Yes: a(+⍤1 0)10 20 30 40 Try it online!
 For dyadic application, the rank operator actually needs a two-element right operand (but accepts a singleton which it extends to two elements). a(f⍤A B)b means that a's rank-A subarrays should be paired with b's rank-B subarrays. So in your case, a(+⍤1)10 20 30 40 (which really means a(+⍤1 1)10 20 30 40) says that the rank-1 arrays of a (the rows), should be added to the rank-1 array(s) of 10 20 30 40 (the entire vector). Here, a(+⍤1 0)10 20 30 40, says that the rank-1 arrays of a (the rows), should be added to the rank-0 arrays of 10 20 30 40 (the scalars).

Why would the rank operator be preferable to the axis notation?

The rank operator allows you full control of what to grab from each argument, while bracket axis notation only allows you to extend the lower-ranking argument. The rank operator is an integrated part of the language, and can be used with any function, even user-defined ones, while the bracket axis notation can only be used with dyadic scalar functions, reductions, and a small subset of mixed functions.

Which is "better"?

Since the rank operator follows normal APL syntax for operators and is universally applicable, it reduces the amount of rules to remember. Furthermore, the rank operator also allows specifying relative ranks, by using negative numbers. So while ⍤1 means apply to subarrays of rank 1, ⍤¯1 means apply to subarrays of one lesser rank than the entire argument. In my opinion, this is more than enough to safely consider the rank operator "better" than bracket axis.

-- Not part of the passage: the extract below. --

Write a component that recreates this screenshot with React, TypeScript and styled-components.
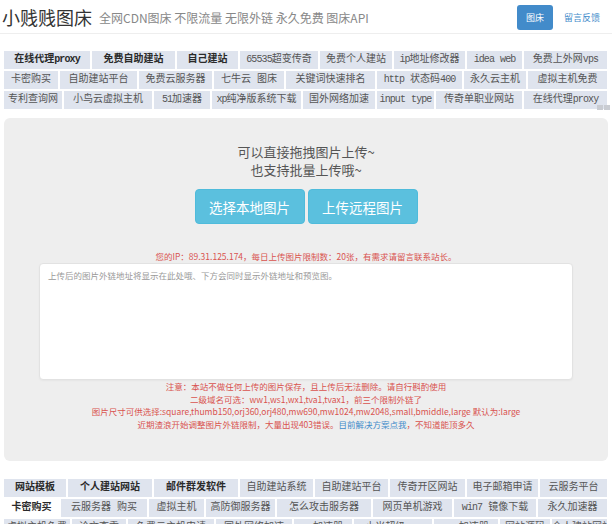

I am still trying to come to grips on the usage of parenthesis

I personally dislike parentheses, so I get where you are coming from. Luckily, you can always reduce the amount of parentheses as much as you like. The only reason for the parenthesis in a(+⍤1)10 20 30 40 is to separate the array operand 1 from the array argument 10 20 30 40. Any other way of separating them is acceptable too, and I usually use the identity function for this: a+⍤1⊢10 20 30 40 Try it online!
 However, you can also curry right operands to dyadic operators, yielding monadic operators, which read very nicely: horizontally←⍤1 0 ⋄ vertically←⍤1 1 Try it online!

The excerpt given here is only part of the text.